The suit was filed in San Francisco Superior Court last week by Feinstein’s daughter, Katherine Feinstein, who was given “a limited durable power of attorney” over her mother's affairs in July.

Feinstein, 90, the oldest member of the Senate and the longest-serving female senator in U.S. history, has been beset by health problems in recent years. She announced in February that she would not seek re-election next year.

The suit, which was first reported by the San Francisco Chronicle, alleges the trustees of a marital trust established by Feinstein's late husband Richard Blum have failed to fund the $5 million trust and make a required $1.5 million annual payment to reimburse her for her medical expenses as Blum intended and to provide an accounting of estate funds.

“Although Blum died more than a year and one-half ago, the Trustees have still neither funded the Marital Trust nor made any of the required income distributions to Senator Feinstein,” the suit says.

Blum was a financier who died last year at age 86. The New York Times reported his net worth was estimated at over $1 billion, although his friends later told the paper that his finances, which included hotel holdings, took a major hit during the Covid-19 pandemic.

The suit says the trustees told Feinstein in March "that Blum’s estate lacked liquidity, and had a large estate tax liability." It also says the trustees sold Blum's interest in a hotel in Berkeley, California, in May, reportedly for $163 million, but alleges they never explained why they didn't use any of those proceeds to fund Feinstein's marital trust.

"Feinstein and Blum married in San Francisco on January 20, 1980 and lived together as husband and wife for over forty-two years, until Blum’s death on February 27, 2022," the suit notes. Both had children from previous marriages — Feinstein's daughter, Katherine, 66, and Blum's three daughters, Annette, 62, Heidi, 59, and Eileen, 55.

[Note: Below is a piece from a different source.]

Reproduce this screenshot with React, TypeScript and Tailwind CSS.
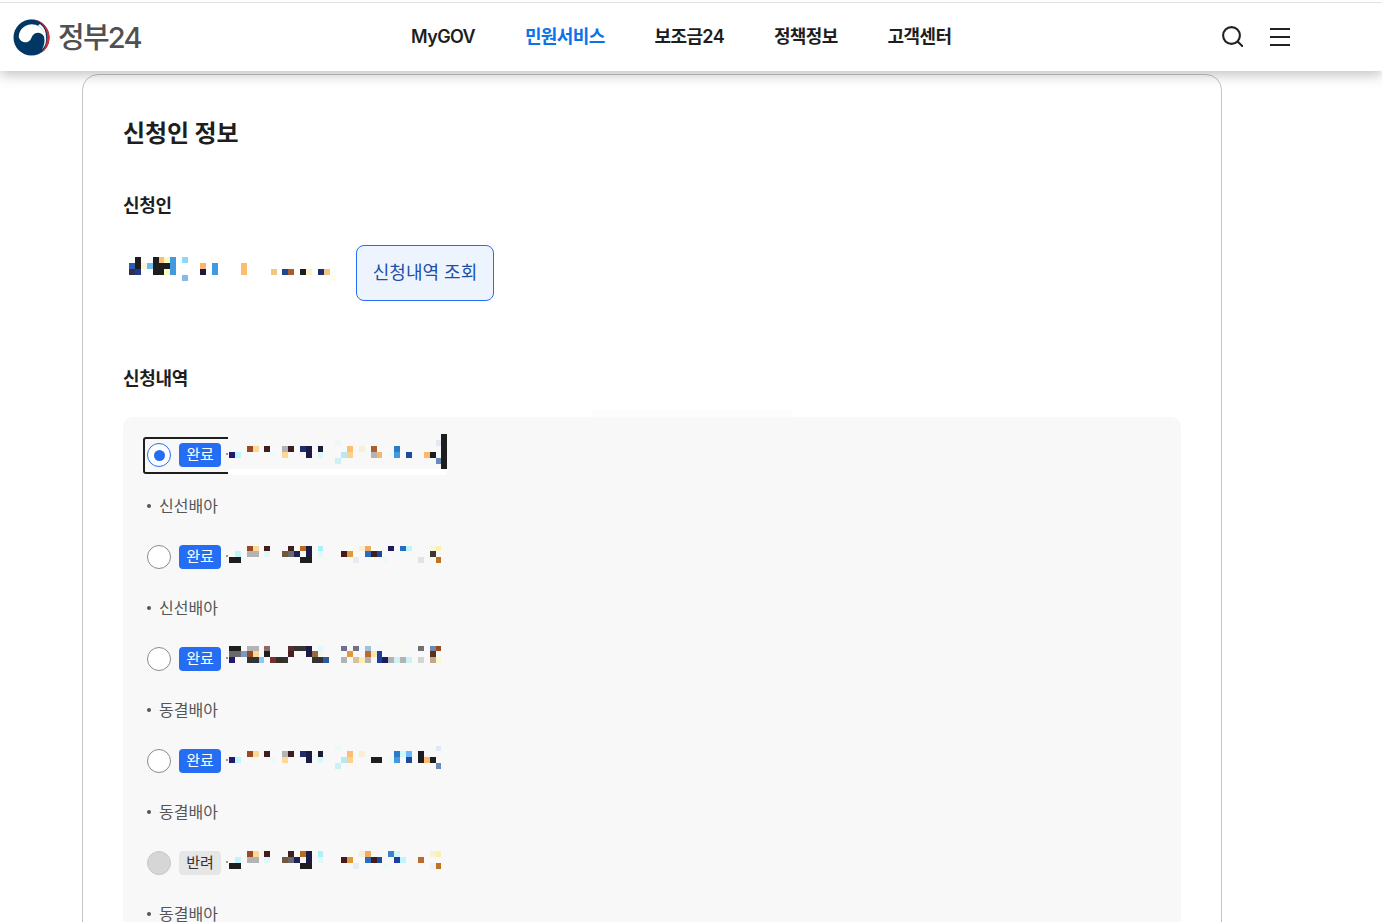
import React from "react";

const FONT = { fontFamily: 'Inter, "Noto Sans CJK KR", sans-serif' };

function colX(origin: number, k: number) {
  return Math.round(origin + 5.9 * k);
}

type MosaicRow = { y: number; h: number; cells: string };

function Cells({ origin, baseX, baseY, rows }: { origin: number; baseX: number; baseY: number; rows: MosaicRow[] }) {
  return (
    <>
      {rows.flatMap((r, i) =>
        r.cells.split(",").map((c, j) => {
          const [k, color] = c.trim().split(" ");
          const n = Number(k);
          return (
            <rect
              key={`${i}-${j}`}
              x={colX(origin, n) - baseX}
              y={r.y - baseY}
              width={colX(origin, n + 1) - colX(origin, n)}
              height={r.h}
              fill={`#${color}`}
            />
          );
        })
      )}
    </>
  );
}

const APPLICANT: MosaicRow[] = [
  { y: 257, h: 6, cells: "1 1e1e1e,4 1e1e1e,5 fbbd78,6 fafac0,7 4199e0,9 8cd8fa" },
  { y: 263, h: 6, cells: "0 2a5cb0,1 1e1e1e,2 f8f8d8,3 6ec0f0,4 1e1e1e,5 1e1e1e,6 1e1e1e,7 4199e0,12 fbb46f,14 4199e0,19 fdbd6e" },
  { y: 269, h: 6, cells: "0 30304e,1 1e3a8a,4 1e1e1e,5 1e1e1e,6 fafac0,7 4199e0,12 1a1a3e,14 4199e0,19 fdbd6e,24 f0c880,26 1e4a8a,27 a85a30,29 1e1e1e,30 fdf1c8,32 1e2e6e,33 f0c880" },
  { y: 275, h: 6, cells: "9 8ab8e8,34 fcfce8" },
];

type Item = { top: number; rows: MosaicRow[]; label: string; status: "done" | "reject"; state: "on" | "off" | "disabled" };

const ITEMS: Item[] = [
  {
    top: 425,
    label: "신선배아",
    status: "done",
    state: "on",
    rows: [
      { y: 440, h: 6, cells: "18 f0f8f5,35 e3e9f2" },
      { y: 446, h: 6, cells: "3 9a4a20,4 fbd896,6 3f1f1e,9 b3b3b3,10 3b1f1f,12 1d2d6e,13 1a1c46,15 1c1d36,20 fbbd78,22 f8efd6,24 ab5f2a,28 2a7cc8" },
      { y: 452, h: 6, cells: "0 1e1b6e,1 bdf7fb,7 eefaf8,9 fbd896,13 1a1c46,15 d9f8fa,19 b8e8f5,20 fcd188,24 b3b3b3,25 fbb46f,27 eefaf8,28 4199e0,30 1e4a9e,33 fdb96b,34 1e1e1e" },
      { y: 458, h: 6, cells: "18 ccf1f5,35 6b8cba" },
    ],
  },
  {
    top: 527,
    label: "신선배아",
    status: "done",
    state: "off",
    rows: [
      { y: 546, h: 5, cells: "3 9a4a20,4 fbd896,6 3f1f1e,10 3f1f1e,12 bd6a1f,13 1a1c46,15 aef0f8,20 fafaf0,22 f8efd6,23 efac62,27 1a1c5e,29 2a6cc0,30 bdf7fb,34 f8f5e0,35 f8f1b0" },
      { y: 551, h: 6, cells: "1 bdf7fb,3 b3b3b3,4 b3b3b3,6 dff8fa,9 6f5a3f,10 6a6a6a,11 1d2250,13 1a1c46,15 dff8fa,19 451a1a,20 e09a3c,23 2a6cc0,24 3f1f1e,25 1e4a9e,34 3a3a30" },
      { y: 557, h: 6, cells: "0 1e1e1e,1 1e1e1e,12 1e1e1e,13 1e1e1e,21 e6ecf4,26 eefaf8,32 e3e3e3,35 bd7320" },
    ],
  },
  {
    top: 629,
    label: "동결배아",
    status: "done",
    state: "off",
    rows: [
      { y: 646, h: 5, cells: "0 1e1e1e,1 1e1e1e,3 b3b3b3,4 b3b3b3,6 8f6a6a,10 5a2a2e,11 333333,12 333333,13 1a1c46,15 dff8fa,19 70708a,21 70708a,23 9fc0de,25 f0f9fa,27 f8f8f0,29 f8f8f0,32 707070,34 7088b0,35 9a4a20" },
      { y: 651, h: 6, cells: "0 6a6a6a,1 6a6a6a,2 7a9abf,3 9a4a20,4 fbd896,6 1e1e1e,10 45201f,13 1a1c46,14 966a40,15 f5f5e8,20 e09a3c,23 bd6a2a,24 f8e8b0,25 1e3e9e,34 5a3018" },
      { y: 657, h: 6, cells: "0 1e1b6e,3 333333,4 333333,5 8cc8fa,7 7a2a30,8 33301f,9 333333,14 333333,15 333333,16 2a5aa0,19 b3b3b3,21 d8c09c,22 f8efb0,23 b3b3b3,25 1e3e9e,26 1a1c5e,27 b3b3b3,28 cff2f8,29 b3b3b3,30 cff2f8,32 d0d8d0,34 c0a890,35 f8f8c8" },
    ],
  },
  {
    top: 731,
    label: "동결배아",
    status: "done",
    state: "off",
    rows: [
      { y: 746, h: 5, cells: "18 f0f8f5,35 e3e9f2" },
      { y: 751, h: 6, cells: "3 9a4a20,4 fbd896,6 3f1f1e,9 b3b3b3,10 3b1f1f,12 1d2d6e,13 1a1c46,15 1c1d36,20 fbbd78,22 f8efd6,28 2a7cc8,29 d0f8fa,30 6ab8f8,32 1e1e1e" },
      { y: 757, h: 6, cells: "0 1e1b6e,1 bdf7fb,7 eefaf8,9 fbd896,13 1a1c46,15 d9f8fa,19 b8e8f5,20 fcd188,24 1e1e1e,25 1e1e1e,27 eefaf8,28 4199e0,30 1e4a9e,32 1e1e1e,33 fdb96b,34 1e1e1e" },
      { y: 763, h: 6, cells: "18 ccf1f5,35 6b8cba" },
    ],
  },
  {
    top: 833,
    label: "동결배아",
    status: "reject",
    state: "disabled",
    rows: [
      { y: 851, h: 6, cells: "3 9a4a20,4 fbd896,6 3f1f1e,10 3f1f1e,12 bd6a1f,13 1a1c46,15 aef0f8,20 fafaf0,22 f8efd6,23 efac62,27 3f7ec8,28 d0f8fa,34 f8f0d8,35 f8f1b0" },
      { y: 857, h: 6, cells: "1 bdf7fb,3 b3b3b3,4 b3b3b3,6 dff8fa,9 6f5a3f,10 6a6a6a,11 1d2250,13 1a1c46,15 dff8fa,19 451a1a,20 e09a3c,23 2a6cc0,24 3f1f1e,25 1e4a9e,28 1e3e9e,29 bdf7fb,32 bd6a2a" },
      { y: 863, h: 6, cells: "0 1e1e1e,1 1e1e1e,12 1e1e1e,13 1e1e1e,21 e6ecf4,26 eefaf8,34 eef2f8,35 bd7320" },
    ],
  },
];

function Logo() {
  return (
    <svg width="38" height="37" viewBox="0 0 38 37" className="shrink-0">
      <circle cx="18.5" cy="18.5" r="18" fill="#003764" />
      <path d="M14 1 A18 18 0 0 1 36.5 18.5 A18 18 0 0 1 27 34.5 A20 20 0 0 0 33.8 18.5 A16 16 0 0 0 14 1 Z" fill="#cd2e3a" />
      <g transform="rotate(16 18.5 18.5)">
        <path d="M5.5 18.5 A13 13 0 0 1 32 18.5 A6.7 6.7 0 0 0 18.6 18.5 A6.55 6.55 0 0 1 5.5 18.5 Z" fill="#ffffff" />
      </g>
      <path d="M27 5 A16 16 0 0 1 33 18 A15 15 0 0 1 29 30.5 A20 20 0 0 0 31.4 18.5 A14 14 0 0 0 25 6.5 Z" fill="#ffffff" />
    </svg>
  );
}

function Header() {
  return (
    <header className="relative z-10 h-[71px] shrink-0 bg-white pt-[2px] shadow-[0_4px_12px_rgba(0,0,0,0.24)]">
      <div className="flex h-[69px] items-center border-t border-[#e2e2e2] pl-[13px] pr-[92px]">
        <div className="flex w-[398px] items-center gap-[7px]">
          <Logo />
          <span className="text-[29px] font-medium leading-none tracking-[-1.8px] text-[#505050]">정부24</span>
        </div>
        <nav className="flex items-center gap-[49.8px] pb-[2px] text-[18px] font-semibold tracking-[-0.6px] text-[#1e1e1e]">
          <span>MyGOV</span>
          <span className="text-[#0b72e7]">민원서비스</span>
          <span>보조금24</span>
          <span>정책정보</span>
          <span>고객센터</span>
        </nav>
        <div className="ml-auto flex items-center gap-[27px]">
          <svg width="23" height="24" viewBox="0 0 23 24" fill="none" stroke="#222222" strokeWidth="2.1" strokeLinecap="round">
            <circle cx="11.5" cy="10.5" r="8.4" />
            <path d="M17.6 16.5 L22.2 21" />
          </svg>
          <div className="flex w-[20px] flex-col gap-[6px]">
            <div className="h-[2px] bg-[#222222]" />
            <div className="h-[2px] bg-[#222222]" />
            <div className="h-[2px] bg-[#222222]" />
          </div>
        </div>
      </div>
    </header>
  );
}

function Radio({ state }: { state: Item["state"] }) {
  if (state === "on") {
    return (
      <span className="relative flex size-6 shrink-0 items-center justify-center rounded-full border border-[#256ef4] bg-white">
        <span className="size-[11px] rounded-full bg-[#256ef4]" />
      </span>
    );
  }
  if (state === "disabled") {
    return <span className="relative block size-6 shrink-0 rounded-full border border-[#c8c8c8] bg-[#d6d6d6]" />;
  }
  return <span className="relative block size-6 shrink-0 rounded-full border border-[#8a8a8a] bg-white" />;
}

function ItemRow({ item }: { item: Item }) {
  const focused = item.state === "on";
  return (
    <div className="h-[102px]">
      <div className="relative flex h-6 items-center">
        {focused && <div className="absolute -left-[4px] -top-[6px] h-[37px] w-[100px] rounded-[3px] border-2 border-[#1e1e1e]" />}
        <Radio state={item.state} />
        {item.status === "done" ? (
          <span className="relative ml-2 flex h-6 w-[42px] shrink-0 items-center justify-center rounded-[4px] bg-[#256ef4] text-[15px] text-white">완료</span>
        ) : (
          <span className="relative ml-2 flex h-6 w-[42px] shrink-0 items-center justify-center rounded-[4px] bg-[#e6e6e6] text-[15px] text-[#333333]">반려</span>
        )}
        <svg width="221" height="60" viewBox="0 0 221 60" shapeRendering="crispEdges" className="relative -my-[18px] ml-[5px] shrink-0">
          {focused && (
            <>
              <rect x="2" y="0" width="219" height="44" fill="#f8f8f8" />
              <rect x="2" y="44" width="219" height="6" fill="#ffffff" />
              <rect x="215" y="9" width="6" height="35" fill="#1e1e1e" />
            </>
          )}
          <rect x="0" y="28" width="2" height="2" fill="#a89078" />
          <Cells origin={229} baseX={226} baseY={item.top} rows={item.rows} />
        </svg>
      </div>
      <div className="mt-[27px] flex h-6 items-center text-[16px] text-[#555555]">
        <span className="size-[4px] rounded-full bg-[#555555]" />
        <span className="ml-[8px]">{item.label}</span>
      </div>
    </div>
  );
}

export default function App() {
  return (
    <div className="flex h-[922px] w-[1382px] flex-col overflow-hidden bg-white" style={FONT}>
      <Header />
      <main className="pl-[82px] pt-[3px]">
        <section className="h-[900px] w-[1140px] rounded-[16px] border border-[#c4c4c4] px-[40px] pt-[43px]">
          <h2 className="text-[24px] font-bold leading-[32px] tracking-[-0.1px] text-[#1e1e1e]">신청인 정보</h2>
          <h3 className="mt-[44px] text-[18px] font-semibold leading-[24px] tracking-[-0.3px] text-[#1e1e1e]">신청인</h3>
          <div className="mt-[27px] flex items-center">
            <svg width="233" height="56" viewBox="0 0 233 56" shapeRendering="crispEdges" className="shrink-0">
              <Cells origin={129} baseX={123} baseY={245} rows={APPLICANT} />
            </svg>
            <button className="flex h-[56px] w-[138px] items-center justify-center rounded-[8px] border border-[#256ef4] bg-[#eef4fe] pb-[2px] text-[18px] text-[#1d4fa8]">
              신청내역 조회
            </button>
          </div>
          <h3 className="mt-[66px] text-[18px] font-semibold leading-[24px] tracking-[-0.3px] text-[#1e1e1e]">신청내역</h3>
          <div className="relative mt-[26px] rounded-[10px] bg-[#f8f8f8] pl-[24px] pt-[26px]">
            <div className="absolute -top-[7px] left-[469px] h-[7px] w-[200px] bg-[#fcfcfc]" />
            {ITEMS.map((item) => (
              <ItemRow key={item.top} item={item} />
            ))}
          </div>
        </section>
      </main>
    </div>
  );
}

Feinstein's suit alleges the trustees are stalling the payments to help Blum's children, noting that upon “Feinstein’s death, the Marital Trust’s assets pass to trusts for the benefit of Blum’s three daughters.”

"The Trustees’ inaction shows that they intend to benefit Richard Blum’s daughters, who stand to inherit millions of dollars that should go to Senator Feinstein if the Trustees never make the required distributions to her," the filing says.

The suit seeks a court order funding the trust and removing the trustees, as well as monetary damages.

“The Court should suspend and remove the Trustees for breaching their fiduciary duties, including their duties of loyalty and impartiality,” it says.

A spokesman for Feinstein, Adam Russell, said: “This is a private legal matter. Senator Feinstein and her office won’t have any comment.”

A lawyer for the trustees, Steven Braccini, said in a statement Wednesday that the trustees “have acted ethically and appropriately at all times; the same cannot be said for Katherine Feinstein. This filing is unconscionable.”

“The trustees have always respected Senator Feinstein and always will. But this has nothing to do with her needs and everything to do with her daughter’s avarice,” Braccini said.

An attorney for Katherine Feinstein, a former Superior Court judge who now sits on the city's Fire Commission, did not immediately respond to a request for comment.